The defendants engaged Optimus Build Limited (“Optimus”) to carry out building works at a residential property in Manchester.

As works progressed a dispute arose. There were two main elements to the dispute. Firstly, the parties disagreed on the basis of the contract and its terms. Secondly, both parties accused the other of repudiatory breach of contract. Optimus claimed some £88,000 plus VAT for works outstanding and £18,000 for loss of profits and the defendants counterclaimed for losses in connection with the works at the property not being completed by the original completion date.

The basis of the contract and its terms

Optimus claimed that the contract was a “fixed price” contract for some £170,000 plus VAT whereas the defendants contended that the contract was a “cost plus” contract where Optimus would provide copies of its costs on a monthly basis to which an addition for overheads and profit would be made.

In support of its case the defendants noted that Optimus’ pricing document was headed “budget estimate”. HHJ Stephen Davis made some interesting comments on this wording.

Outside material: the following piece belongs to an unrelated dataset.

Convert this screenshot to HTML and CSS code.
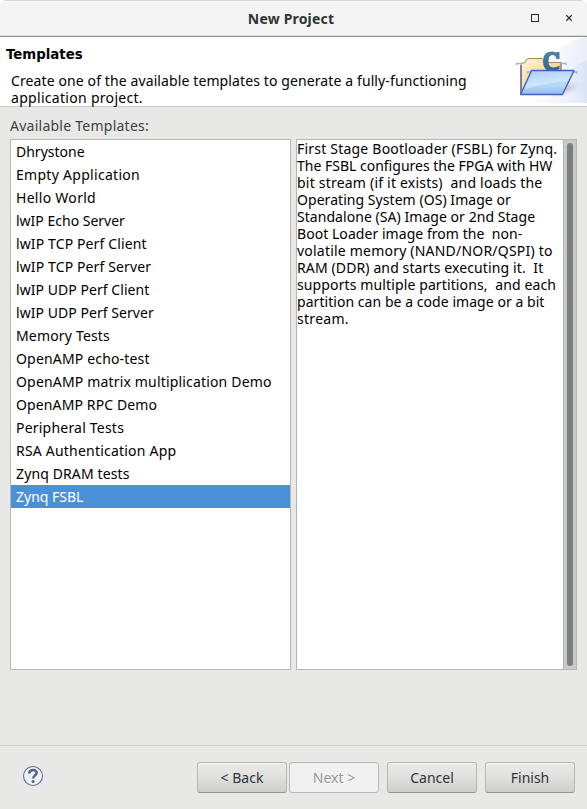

In his view, a “budget estimate” could either be a non-binding preliminary indication of the likely cost of the works, an offer to undertake the works at a reasonable cost that is re-measurable (as the defendants contended) or a fixed price quotation representing an offer that was capable of being accepted.

Having undertaken an analysis of the “budget estimate” HHJ Stephen Davis considered that the contract was in fact a “fixed price” contract. In reaching this view the judge noted that the document contained precise figures, some provisional items (implying that the others were fixed) and included detailed notes and assumptions.

Repudiation

Having not received payment for its Valuation 3, Optimus suspended works on site. Optimus then wrote to the defendants, suggesting a meeting to resolve the payment dispute and clarify the scope of works and payment terms.

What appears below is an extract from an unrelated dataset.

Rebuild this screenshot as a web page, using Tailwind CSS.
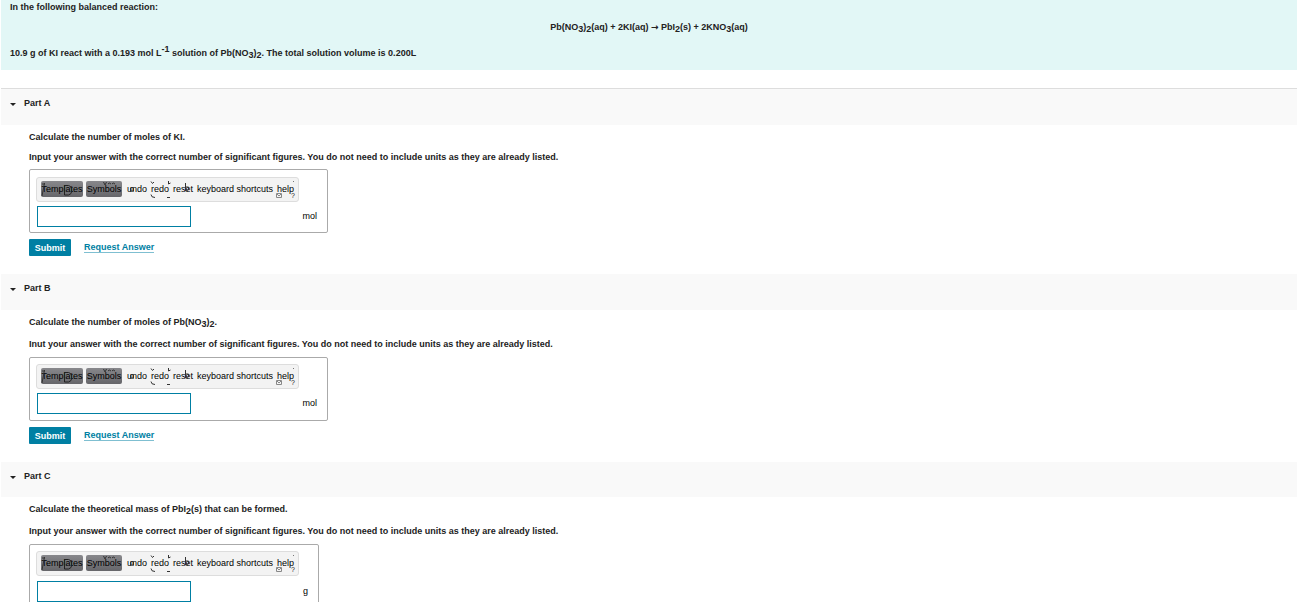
<!DOCTYPE html>
<html lang="en">
<head>
<meta charset="utf-8">
<title>Balanced reaction</title>
<script src="https://cdn.jsdelivr.net/npm/@tailwindcss/browser@4"></script>
</head>
<body class="h-screen overflow-hidden bg-white pl-px pr-2 font-['Liberation_Sans',Arial,sans-serif] text-[9px] leading-[10px] text-[#222]">
<svg class="hidden" aria-hidden="true">
  <symbol id="marks" viewBox="0 0 263 25">
    <g fill="none" stroke="#333">
      <path d="M8.500 6 6 19M6 7h3" />
      <path stroke="#222" d="M28.500 8v10h4q3-1 3-3v-3q0-3-3-3.500h-4" />
      <path d="M67.500 5l1.500 3 1.500-3M72 7q1-2 3 0M76 7q1-2 3 0" />
      <path d="M94.500 14v-3q1.500-1.500 3 0v3z" />
      <path d="M115 4.500l1.500 2 1.500-1.500M132.500 4v3l2-1M115 17.500q0 3 4 3M131 20.500h3" />
      <path d="M149.500 6v8q2 0 3-1v-3h-3" />
      <path stroke="#888" d="M240.500 16.500h5v4h-5zM241 17l2 2 2-2" />
      <path stroke="#777" d="M257 4.500h1" />
    </g>
    <text x="255" y="21" font-size="7" fill="#222">?</text>
  </symbol>
</svg>

<header class="h-[70px] bg-[#e2f7f6] px-[9px] pt-[2px] font-bold">
  <p>In the following balanced reaction:</p>
  <p class="mt-[10px] text-center">Pb(NO<sub class="text-[9px]">3</sub>)<sub class="text-[9px]">2</sub>(aq) + 2KI(aq) <span class="font-['DejaVu_Sans',sans-serif]">→</span> PbI<sub class="text-[9px]">2</sub>(s) + 2KNO<sub class="text-[9px]">3</sub>(aq)</p>
  <p class="mt-4">10.9 g of KI react with a 0.193 mol L<sup class="text-[9px]">-1</sup> solution of Pb(NO<sub class="text-[9px]">3</sub>)<sub class="text-[9px]">2</sub>. The total solution volume is 0.200L</p>
</header>

<main class="pt-[18px]">
  <section class="pb-[18px]">
    <h2 class="flex h-[37px] items-start gap-2 border-t border-[#ddd] bg-[#f9f9f9] pl-[9px] pt-[9px] font-bold">
      <svg class="mt-[5px] h-[3px] w-[6px]" viewBox="0 0 6 3" aria-hidden="true"><path d="M0 0h6L3 3z" fill="#222"/></svg>Part A</h2>
    <div class="pl-7 pt-[7px]">
      <p class="font-bold">Calculate the number of moles of KI.</p>
      <p class="mt-[10px] font-bold"><label for="a">Input your answer with the correct number of significant figures. You do not need to include units as they are already listed.</label></p>
      <div class="mt-[7px] h-16 w-[299px] rounded-xs border border-[#aaa] pl-[6px] pt-[7px] text-black">
        <div class="relative flex h-[25px] w-[263px] items-center rounded-[3px] border border-[#ddd] bg-[#f3f3f3] pb-px pl-1 whitespace-nowrap">
          <button class="h-4 w-[42px] rounded-xs bg-linear-to-b from-[#88888c] to-[#66666a]">Templates</button>
          <button class="ml-[3px] h-4 w-9 rounded-xs bg-linear-to-b from-[#88888c] to-[#66666a]">Symbols</button>
          <button class="ml-[5px]">undo</button><button class="ml-1">redo</button><button class="ml-1">reset</button><button class="ml-1">keyboard shortcuts</button><button class="ml-1">help</button>
          <svg class="pointer-events-none absolute -left-px -top-px h-[25px] w-[263px]" aria-hidden="true"><use href="#marks"/></svg>
        </div>
        <div class="mt-1 flex items-center pr-[10px]"><input id="a" type="text" class="ml-px h-[21px] w-[154px] border border-[#007fa3] bg-white px-1"><span class="ml-auto pb-px">mol</span></div>
      </div>
      <div class="mt-[6px] flex items-start gap-[13px] font-bold">
        <button class="h-[17px] w-[42px] rounded-[1px] bg-[#007fa3] pt-px text-white">Submit</button>
        <a href="#" class="mt-[3px] border-b border-[#7fbfd1] text-[#007fa3]">Request Answer</a>
      </div>
    </div>
  </section>

  <section class="pb-[18px]">
    <h2 class="flex h-9 items-start gap-2 bg-[#f9f9f9] pl-[9px] pt-[9px] font-bold">
      <svg class="mt-[5px] h-[3px] w-[6px]" viewBox="0 0 6 3" aria-hidden="true"><path d="M0 0h6L3 3z" fill="#222"/></svg>Part B</h2>
    <div class="pl-7 pt-[7px]">
      <p class="font-bold">Calculate the number of moles of Pb(NO<sub class="text-[9px]">3</sub>)<sub class="text-[9px]">2</sub>.</p>
      <p class="mt-3 font-bold"><label for="b">Inut your answer with the correct number of significant figures. You do not need to include units as they are already listed.</label></p>
      <div class="mt-[8px] h-16 w-[299px] rounded-xs border border-[#aaa] pl-[6px] pt-[6px] text-black">
        <div class="relative flex h-[25px] w-[263px] items-center rounded-[3px] border border-[#ddd] bg-[#f3f3f3] pb-px pl-1 whitespace-nowrap">
          <button class="h-4 w-[42px] rounded-xs bg-linear-to-b from-[#88888c] to-[#66666a]">Templates</button>
          <button class="ml-[3px] h-4 w-9 rounded-xs bg-linear-to-b from-[#88888c] to-[#66666a]">Symbols</button>
          <button class="ml-[5px]">undo</button><button class="ml-1">redo</button><button class="ml-1">reset</button><button class="ml-1">keyboard shortcuts</button><button class="ml-1">help</button>
          <svg class="pointer-events-none absolute -left-px -top-px h-[25px] w-[263px]" aria-hidden="true"><use href="#marks"/></svg>
        </div>
        <div class="mt-1 flex items-center pr-[10px]"><input id="b" type="text" class="ml-px h-[21px] w-[154px] border border-[#007fa3] bg-white px-1"><span class="ml-auto pb-px">mol</span></div>
      </div>
      <div class="mt-[6px] flex items-start gap-[13px] font-bold">
        <button class="h-[17px] w-[42px] rounded-[1px] bg-[#007fa3] pt-px text-white">Submit</button>
        <a href="#" class="mt-[3px] border-b border-[#7fbfd1] text-[#007fa3]">Request Answer</a>
      </div>
    </div>
  </section>

  <section>
    <h2 class="flex h-[35px] items-start gap-2 bg-[#f9f9f9] pl-[9px] pt-[9px] font-bold">
      <svg class="mt-[5px] h-[3px] w-[6px]" viewBox="0 0 6 3" aria-hidden="true"><path d="M0 0h6L3 3z" fill="#222"/></svg>Part C</h2>
    <div class="pl-7 pt-[7px]">
      <p class="font-bold">Calculate the theoretical mass of PbI<sub class="text-[9px]">2</sub>(s) that can be formed.</p>
      <p class="mt-3 font-bold"><label for="c">Input your answer with the correct number of significant figures. You do not need to include units as they are already listed.</label></p>
      <div class="mt-[8px] h-16 w-[290px] rounded-xs border border-[#aaa] pl-[6px] pt-[6px] text-black">
        <div class="relative flex h-[25px] w-[263px] items-center rounded-[3px] border border-[#ddd] bg-[#f3f3f3] pb-px pl-1 whitespace-nowrap">
          <button class="h-4 w-[42px] rounded-xs bg-linear-to-b from-[#88888c] to-[#66666a]">Templates</button>
          <button class="ml-[3px] h-4 w-9 rounded-xs bg-linear-to-b from-[#88888c] to-[#66666a]">Symbols</button>
          <button class="ml-[5px]">undo</button><button class="ml-1">redo</button><button class="ml-1">reset</button><button class="ml-1">keyboard shortcuts</button><button class="ml-1">help</button>
          <svg class="pointer-events-none absolute -left-px -top-px h-[25px] w-[263px]" aria-hidden="true"><use href="#marks"/></svg>
        </div>
        <div class="mt-[5px] flex items-center pr-[10px]"><input id="c" type="text" class="ml-px h-[21px] w-[154px] border border-[#007fa3] bg-white px-1"><span class="ml-auto pb-px">g</span></div>
      </div>
    </div>
  </section>
</main>
</body>
</html>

The defendants responded, stating that they would seek “alternative arrangements” and asking Optimus to collect its equipment from site. Both parties accused the other of a repudiatory breach of the contract.

HHJ Stephen Davis considered that the defendants repudiated the contract and that was accepted when Optimus later submitted its final account. The judge commented that Optimus’ actions did not amount to repudiation as it had shown a willingness to engage with the defendants to resolve the issues that existed between the parties whereas there was a finality to the defendants’ email in response. The judge therefore dismissed the defendants’ counterclaim.

Valuation and VAT

Having heard expert evidence the judge awarded Optimus some £78,000 plus VAT for works completed.

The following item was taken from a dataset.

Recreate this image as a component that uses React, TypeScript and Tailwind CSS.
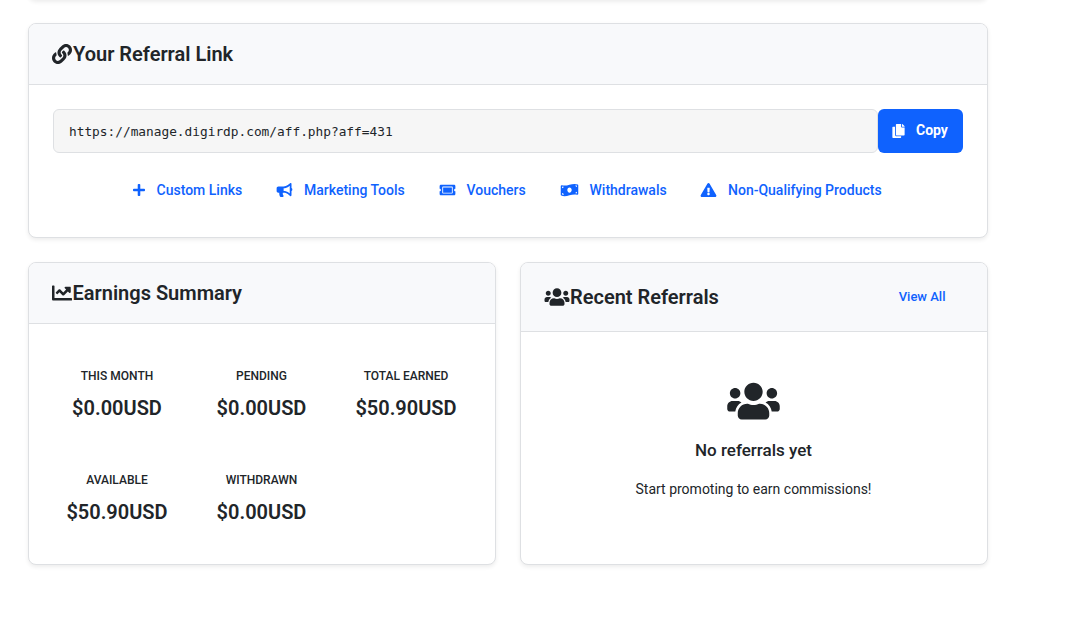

Optimus’ claim for loss of profits was based on an expected overhead and profit margin of 17.5% on the remainder of its contract works. HHJ Stephen Davis repeated the expert witness’ claim that a margin of 17.5% was “not unreasonable” on a small residential project. He subsequently awarded Optimus approximately £19,000 excluding VAT for this head of claim.

In the decision the judge queried whether claims for loss of profits should be subject to VAT, noting that the “conventional view has always been that VAT is not chargeable on damages for compensation for breach of contract”. Counsel for Optimus referred the judge to an update from HMRC in September 2020 which indicates HMRC’s view that “commercial payments, including early termination payments, will be subject to VAT.” The judge then awarded Optimus VAT on its loss of profits claim, noting that the amount was small and in any case Optimus would account to HMRC which would correct any discrepancy.

Commentary

Optimus v Southall demonstrates the dangers inherent in construction contracts where one party is a residential occupier and therefore the HGCRA does not apply. Clear terms as to payment, suspension of works, termination and dispute resolution are all desirable for both parties. In practice there are various ways to incorporate such terms. The contractor could for example refer to the provisions of the Scheme for Construction Contracts (England and Wales) Regulations 1998 (as amended) in its quotation or tender document.

The parties could also use a proprietary contract such as the JCT Homeowner form or one of Prettys’ Fixed Price Products, which are a suite of standard form contracts that can be adapted to suit the needs of each client. Those contracts are specifically designed for scenarios where one party is a residential occupier and abbreviated terms in comparison with the larger standard forms.

The judge’s comments on the loss of profit claim could also be of use to contractors carrying out residential works. Optimus provides authority that a rate of 17.5% is acceptable for works of a similar character. That percentage could be used in pricing documents, for agreeing variations or as part of claims for payment.

Given the minor consequences in the case the judge did not fully explore the point as to whether VAT applies to damages for loss of profits. The HMRC briefing note refers to a case heard in the European Court of Justice where it was decided that VAT should apply to early termination payments under a mobile phone contract. In a construction context such payments are similar to liquidated damages, where the amount is known by the parties prior to entering the contract. It therefore remains unclear whether the same principle applies to damages for loss of profits as in Optimus. The pragmatic solution for practitioners may be to reflect HHJ Stephen Davis’ approach and add VAT to such claims, allowing for the VAT to be accounted for by the claimant if possible.